Many students are eager to jump right to studying the questions they find most challenging. However, easy questions have important uses, no matter how far along you are in your studying.

If you are just starting off or are still far from your goal score, you should be spending most of your time on easy questions, games, or passages (rated 1-2 stars in difficulty). There’s a reason we break down the statement “If you’re a jedi, then you use the force” into J→F. It’s simpler, and understanding the logic makes it easier to understand the English (here's that lesson). In the same way, mastering easy questions makes it easier to understand harder questions. It ingrains the fundamentals in your mind and lets you recognize the patterns that recur frequently on the test.
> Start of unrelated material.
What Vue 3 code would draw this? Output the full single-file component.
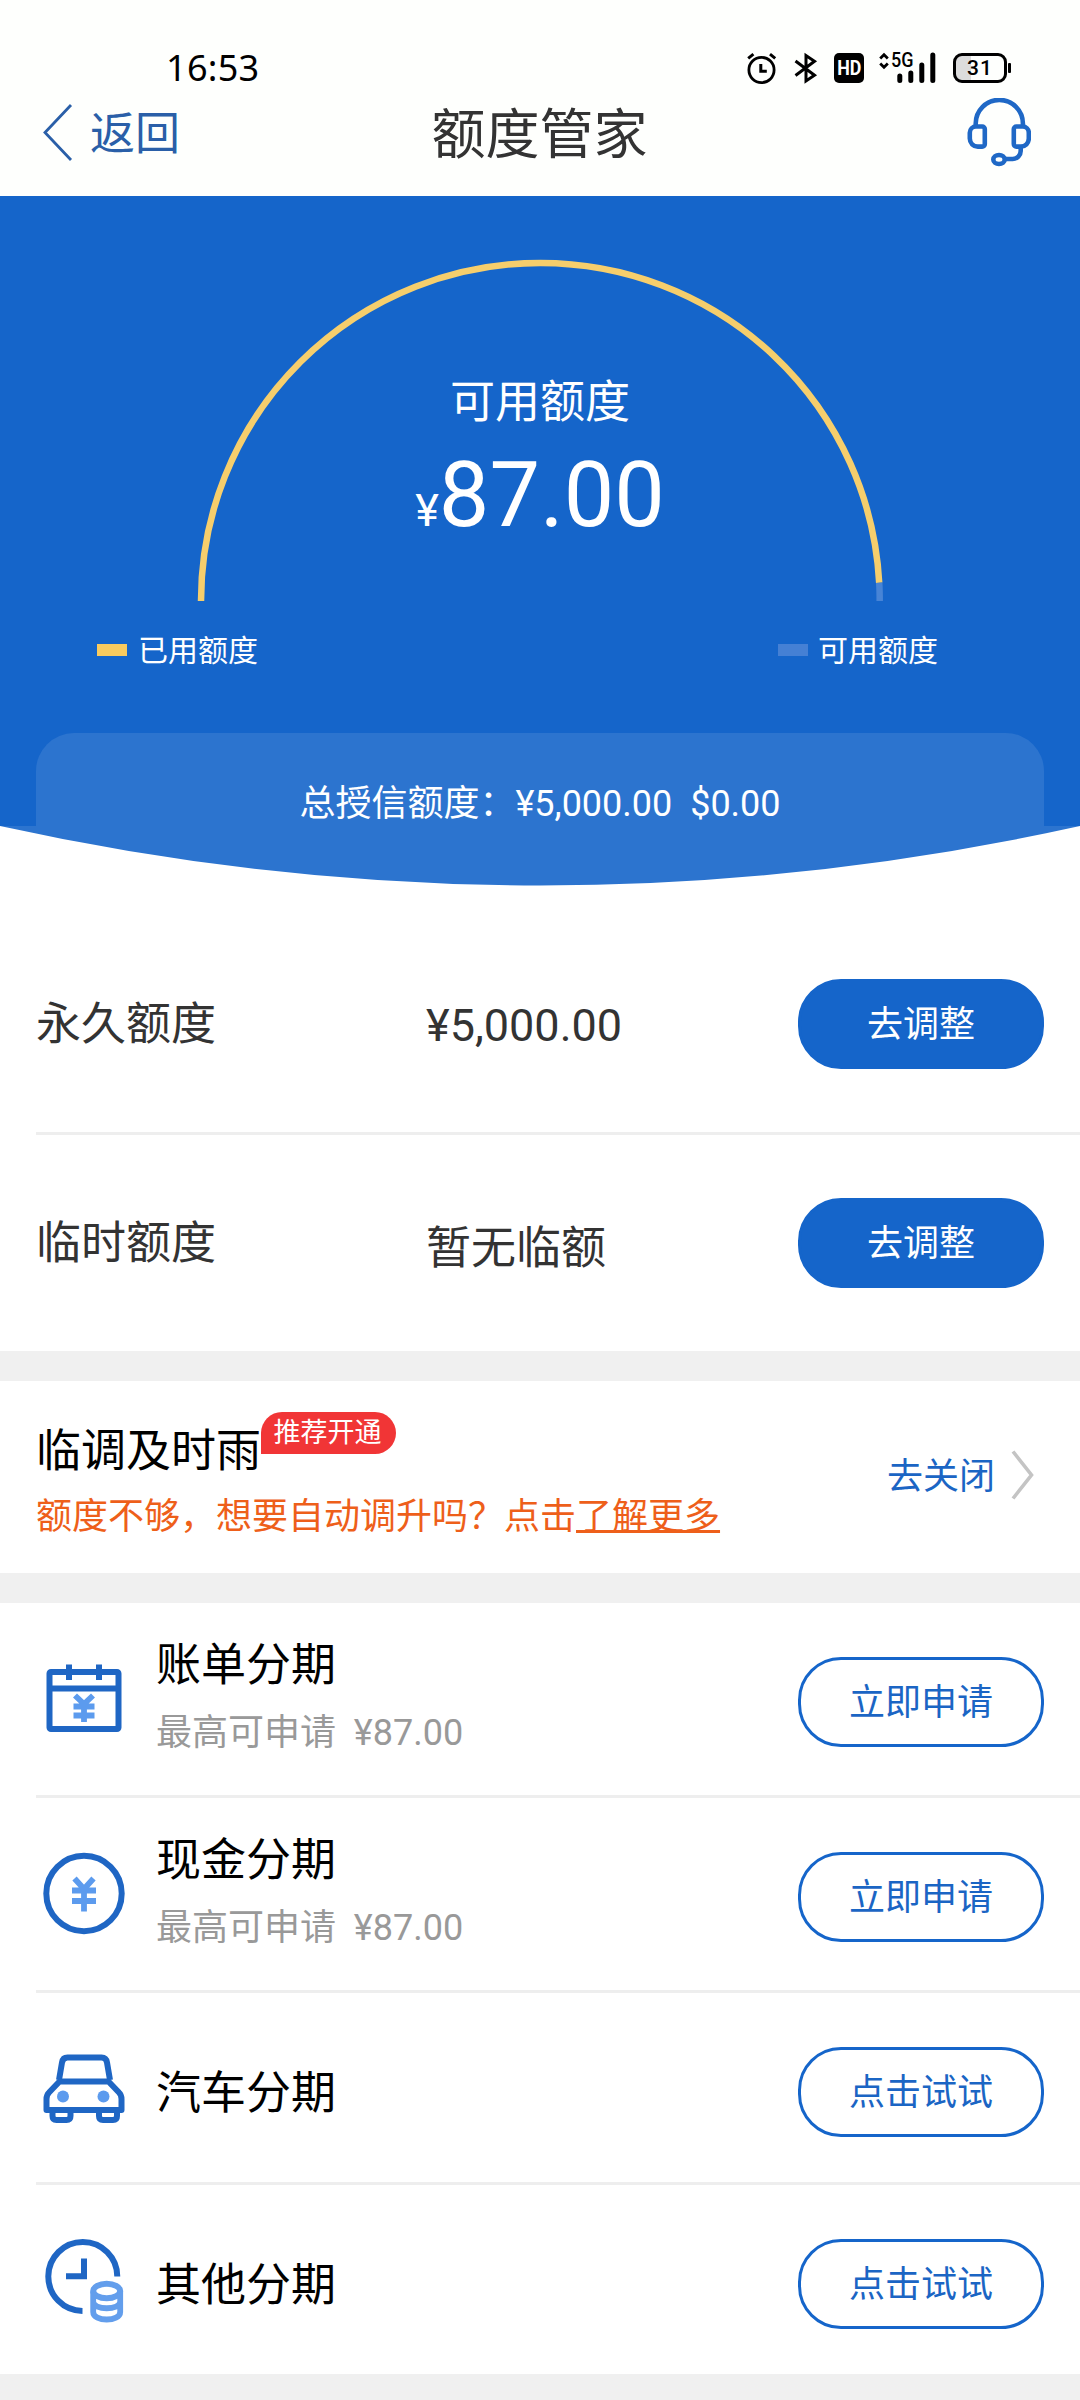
<script setup>
const limits = [
  { name: '永久额度', value: '¥5,000.00' },
  { name: '临时额度', value: '暂无临额' },
]

const plans = [
  { icon: 'bill', title: '账单分期', amount: '¥87.00', action: '立即申请' },
  { icon: 'cash', title: '现金分期', amount: '¥87.00', action: '立即申请' },
  { icon: 'car', title: '汽车分期', action: '点击试试' },
  { icon: 'other', title: '其他分期', action: '点击试试' },
]
</script>

<template>
  <div class="page">
    <header class="top">
      <div class="status">
        <span class="time">16:53</span>
        <div class="status-icons">
          <svg class="alarm" width="30" height="32" viewBox="0 0 30 32" fill="none" stroke="#000">
            <circle cx="14.5" cy="18" r="12.6" stroke-width="2.8" />
            <path d="M13.8 12v7.2h6" stroke-width="3" />
            <path d="M1.2 6.4 6.4 2.2M28.2 6.4 23 2.2" stroke-width="3" />
          </svg>
          <svg class="bt" width="24" height="32" viewBox="0 0 24 32" fill="none" stroke="#000" stroke-width="3">
            <path d="M1.5 9 20.500 23.200 12 29V3.500l8.500 5.800L1.500 23.500" />
          </svg>
          <span class="hd"><b>HD</b></span>
          <div class="signal">
            <span>5G</span>
            <svg width="57" height="32" viewBox="0 0 57 32">
              <path d="M1.200 6.500 5 2.800l3.800 3.700M1.200 11.500 5 15.200l3.800-3.700" fill="none" stroke="#000" stroke-width="2.800" />
              <g stroke="#000" stroke-width="5" stroke-linecap="round">
                <path d="M20.800 24v4.500M31.800 21v7.500M42.800 13v15.500M53.800 3v25.500" />
              </g>
            </svg>
          </div>
          <div class="battery"><span class="cell">31</span><i></i></div>
        </div>
      </div>
      <nav class="nav">
        <a class="back">
          <svg width="30" height="58" viewBox="0 0 30 58" fill="none" stroke="#2a5fa8" stroke-width="2.800">
            <path d="M28 1 2 28.500 28 56" />
          </svg>
          <span>返回</span>
        </a>
        <h1>额度管家</h1>
        <svg class="headset" width="64" height="70" viewBox="0 0 64 70" fill="none" stroke="#1f68c6" stroke-width="4.600">
          <path d="M8.700 28v-2.500a23.600 23.600 0 0 1 47.200 0V28" />
          <path d="M9 28.500h6.200a2.600 2.600 0 0 1 2.600 2.600V46a2.600 2.600 0 0 1-2.600 2.600h-4.400a8 8 0 0 1-8-8V34.700a6.200 6.200 0 0 1 6.200-6.200z" />
          <path d="M55.600 28.500h-6.200a2.600 2.600 0 0 0-2.600 2.600V46a2.600 2.600 0 0 0 2.600 2.600h4.400a8 8 0 0 0 8-8V34.700a6.200 6.200 0 0 0-6.200-6.200z" />
          <path d="M53.700 49.500v3.500a8 8 0 0 1-8 8H38" />
          <ellipse cx="32" cy="61.500" rx="5.700" ry="4.500" />
        </svg>
      </nav>
    </header>

    <section class="hero">
      <div class="gauge">
        <svg width="686" height="342" viewBox="0 0 686 342" fill="none" stroke-width="6.500">
          <path d="M4 342A339.300 338 0 0 1 343.300 4A339.300 338 0 0 1 682.200 323.700" stroke="#f6ce6c" />
          <path d="M682.200 323.700Q682.700 331 682.700 342" stroke="#4784d6" />
        </svg>
        <div class="available">
          <span class="label">可用额度</span>
          <span class="amount"><small>¥</small>87.00</span>
        </div>
      </div>
      <div class="legend">
        <span class="key used"><i></i>已用额度</span>
        <span class="key free"><i></i>可用额度</span>
      </div>
      <div class="total">总授信额度：¥5,000.00&nbsp; $0.00</div>
    </section>
    <svg class="curve" width="1080" height="60" viewBox="0 0 1080 60">
      <path d="M0 0H1080Q540 119 0 0z" fill="#2c74cf" />
    </svg>

    <section class="limits">
      <div v-for="l in limits" :key="l.name" class="limit">
        <span class="name">{{ l.name }}</span>
        <span class="value">{{ l.value }}</span>
        <button class="btn solid">去调整</button>
      </div>
    </section>

    <section class="auto">
      <div class="auto-info">
        <div class="auto-title"><span>临调及时雨</span><em>推荐开通</em></div>
        <p>额度不够，想要自动调升吗？点击<a>了解更多</a></p>
      </div>
      <a class="close"><span>去关闭</span>
        <svg width="24" height="50" viewBox="0 0 24 50" fill="none" stroke="#c4c4c4" stroke-width="3.600">
          <path d="M2 1.500 20.500 25 2 48.500" />
        </svg>
      </a>
    </section>

    <section class="plans">
      <div v-for="p in plans" :key="p.icon" class="plan" :class="{ tall: p.amount }">
        <svg class="icon" width="84" height="90" viewBox="0 0 84 90" fill="none" stroke="#1f66c4" stroke-width="6">
          <template v-if="p.icon === 'bill'">
            <rect x="7.500" y="18" width="69" height="57" rx="1.500" />
            <path d="M7 34.500h70M27 10.500V26M57 10.500V26" />
            <path d="M33 41.500l9 8.500 9-8.500M42 49v19M31.500 52.500h21M31.500 61.500h21" stroke="#5c9bee" stroke-width="5.800" />
          </template>
          <template v-else-if="p.icon === 'cash'">
            <circle cx="42" cy="44.500" r="37.700" />
            <path d="M32.500 29.500 42 40l9.500-10.500M42 38v24.500M30 41.500h24M30 52h24" stroke="#5c9bee" stroke-width="5.800" />
          </template>
          <template v-else-if="p.icon === 'car'">
            <path d="M17 34 20 16.500q.8-5 5.500-5h34q4.700 0 5.500 5L68 34" />
            <path d="M17.500 35.500h49l10.500 11q2.500 2.500 2.500 6.500v11h-75V53q0-4 2.500-6.500z" stroke-linejoin="round" />
            <path d="M10.500 64v6q0 4 4 4h10q4 0 4-4v-6M57 64v6q0 4 4 4h10q4 0 4-4v-6" />
            <circle cx="21" cy="50.500" r="6" fill="#5c9bee" stroke="none" />
            <circle cx="61.500" cy="50.500" r="6" fill="#5c9bee" stroke="none" />
          </template>
          <template v-else>
            <path d="M75.300 38.500A34.500 34.500 0 1 0 40.500 73M42 20.500v17.800H24" />
            <g stroke="#639eec">
              <ellipse cx="64.700" cy="53" rx="13.500" ry="7.300" />
              <path d="M51.200 53.500V74c0 10 27 10 27 0V53.500M51.200 63.500c0 9 27 9 27 0" stroke-width="5.800" />
            </g>
          </template>
        </svg>
        <div class="plan-text">
          <strong>{{ p.title }}</strong>
          <span v-if="p.amount">最高可申请&nbsp; {{ p.amount }}</span>
        </div>
        <button class="btn outline">{{ p.action }}</button>
      </div>
    </section>
  </div>
</template>

<style>
body {
  margin: 0;
  background: #f0f0f0;
}
</style>

<style scoped>
.page {
  width: 1080px;
  height: 2400px;
  overflow: hidden;
  background: #f0f0f0;
  color: #333;
  font-family: Roboto, 'Noto Sans CJK SC', sans-serif;
}
.top {
  height: 196px;
  background: #fefffd;
}
.status {
  box-sizing: border-box;
  height: 90px;
  padding: 52px 69px 0 166px;
  display: flex;
  justify-content: space-between;
  align-items: flex-start;
  color: #000;
}
.time {
  font: 36px/32px 'Noto Sans', sans-serif;
  letter-spacing: 0.3px;
}
.status-icons {
  display: flex;
  align-items: center;
  height: 32px;
}
.bt { margin-left: 17px; }
.hd {
  display: flex;
  justify-content: center;
  width: 30px;
  height: 30px;
  margin-left: 16px;
  border-radius: 5px;
  background: #000;
  color: #fff;
}
.hd b {
  font: bold 21px/31px Roboto, sans-serif;
  transform: scaleX(0.85);
}
.signal {
  display: grid;
  height: 32px;
  margin-left: 15px;
}
.signal > * { grid-area: 1 / 1; }
.signal span {
  padding-left: 12px;
  font: 500 20px/17px Roboto, sans-serif;
  transform: scaleX(0.9);
  transform-origin: 12px 50%;
}
.battery {
  display: flex;
  align-items: center;
  margin-left: 17px;
}
.cell {
  box-sizing: border-box;
  width: 54px;
  height: 30px;
  border: 3px solid #000;
  border-radius: 9px;
  background: linear-gradient(90deg, #dcdcdc 15px, transparent 15px);
  font: 500 21px/25px Roboto, sans-serif;
  letter-spacing: 1px;
  text-align: center;
}
.battery i {
  width: 3px;
  height: 10px;
  margin-left: 1px;
  border-radius: 1px;
  background: #000;
}
.nav {
  box-sizing: border-box;
  height: 106px;
  padding: 0 49px 20px 43px;
  display: grid;
  grid-template-columns: 1fr auto 1fr;
  align-items: center;
}
.back {
  display: flex;
  align-items: center;
  gap: 17px;
  color: #2a5fa8;
  font-size: 45px;
  line-height: 58px;
}
.back span { padding-top: 3px; }
.nav h1 {
  margin: 0;
  padding: 6px 0 0 5px;
  font-size: 54px;
  font-weight: 400;
  line-height: 70px;
}
.headset { justify-self: end; }
.hero {
  box-sizing: border-box;
  height: 630px;
  padding-top: 63px;
  display: flex;
  flex-direction: column;
  background: #1565ca;
  color: #fff;
}
.gauge {
  display: grid;
  justify-content: center;
  height: 342px;
}
.gauge > * { grid-area: 1 / 1; }
.available {
  display: flex;
  flex-direction: column;
  align-items: center;
  padding-top: 114px;
}
.label { font-size: 45px; line-height: 60px; }
.amount { font-size: 90px; line-height: 106px; margin-top: 10px; }
.amount small { font-size: 45px; }
.legend {
  display: flex;
  justify-content: space-between;
  padding: 0 142px 0 97px;
  margin-top: 30px;
  font-size: 30px;
  line-height: 40px;
}
.key { display: flex; align-items: center; gap: 11px; }
.key i { width: 30px; height: 12px; margin-bottom: 3px; background: #f9cb5f; }
.key.free { gap: 10px; }
.key.free i { background: #4580d4; }
.total {
  flex: none;
  box-sizing: border-box;
  height: 93px;
  margin: auto 36px 0;
  padding-top: 49px;
  border-radius: 38px 38px 0 0;
  background: #2c74cf;
  font-size: 36px;
  line-height: 45px;
  text-align: center;
}
.curve { display: block; background: #fff; }
.limits {
  padding: 30px 0 0 36px;
  background: #fff;
  font-size: 45px;
}
.limit {
  display: flex;
  align-items: center;
  height: 216px;
  padding-right: 36px;
}
.limit + .limit { border-top: 3px solid #eee; }
.name { width: 390px; padding-bottom: 7px; }
.value { flex: 1; padding-top: 3px; }
.btn {
  flex: none;
  box-sizing: border-box;
  width: 246px;
  height: 90px;
  padding: 2px 0 0;
  border: 3px solid #1565ca;
  border-radius: 43px;
  background: #1565ca;
  color: #fff;
  font: 36px/82px Roboto, 'Noto Sans CJK SC', sans-serif;
}
.auto {
  box-sizing: border-box;
  height: 192px;
  margin: 30px 0;
  padding: 31px 45px 0 36px;
  display: flex;
  justify-content: space-between;
  background: #fff;
}
.auto-title {
  display: flex;
  align-items: flex-start;
  color: #000;
  font-size: 45px;
}
.auto-title span { line-height: 80px; }
.auto-title em {
  box-sizing: border-box;
  width: 135px;
  height: 42px;
  padding-right: 2px;
  border-radius: 21px 21px 21px 0;
  background: #f13536;
  color: #fff;
  font-size: 27px;
  font-style: normal;
  line-height: 43px;
  text-align: center;
}
.auto p {
  margin: 1px 0 0;
  color: #ee5f1a;
  font-size: 36px;
  line-height: 48px;
}
.auto p a {
  text-decoration: underline;
  text-decoration-thickness: 3px;
  text-underline-offset: 1px;
}
.close {
  display: flex;
  align-items: center;
  gap: 16px;
  height: 125px;
  color: #1b65c4;
  font-size: 36px;
}
.close span { padding-bottom: 4px; }
.plans { padding-left: 36px; background: #fff; }
.plan {
  display: flex;
  align-items: center;
  height: 189px;
  padding-right: 36px;
}
.plan.tall { height: 192px; }
.plan + .plan { border-top: 3px solid #eee; }
.icon { margin: 6px 0 0 6px; flex: none; }
.plan.tall .icon { margin-top: 0; }
.plan-text {
  flex: 1;
  display: flex;
  flex-direction: column;
  gap: 13px;
  margin-left: 30px;
  padding-top: 12px;
}
.plan-text strong {
  color: #000;
  font-size: 45px;
  font-weight: 400;
  line-height: 60px;
}
.plan-text span {
  color: #999;
  font-size: 36px;
  line-height: 48px;
}
.btn.outline {
  margin-top: 9px;
  background: #fff;
  color: #1b65c4;
}
.plan.tall .btn { margin-top: 5px; }
.plan.tall .plan-text { padding: 0 0 6px; }
</style>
If you are making progress but are not at your goal score yet, your study of easy questions should be focused on gaining speed. By saving time on easy questions, you can give yourself extra time on the hardest questions. Practice working through easy Reading Comprehension passages in 7 minutes or less so that you can have 9 or 10 minutes for the more complicated ones. As much as you may want to move on to harder, more engaging questions at this point in your studying, the best way to get faster with easy questions is to drill them and make them instinctual.

If you are at or near your goal score, you don’t need to spend much time on easy questions, but that doesn’t mean you should abandon them completely. One or two easy Logic Games is an excellent way to warm up—it gets you thinking in “LSAT mode” but doesn’t tire you out early in your study session.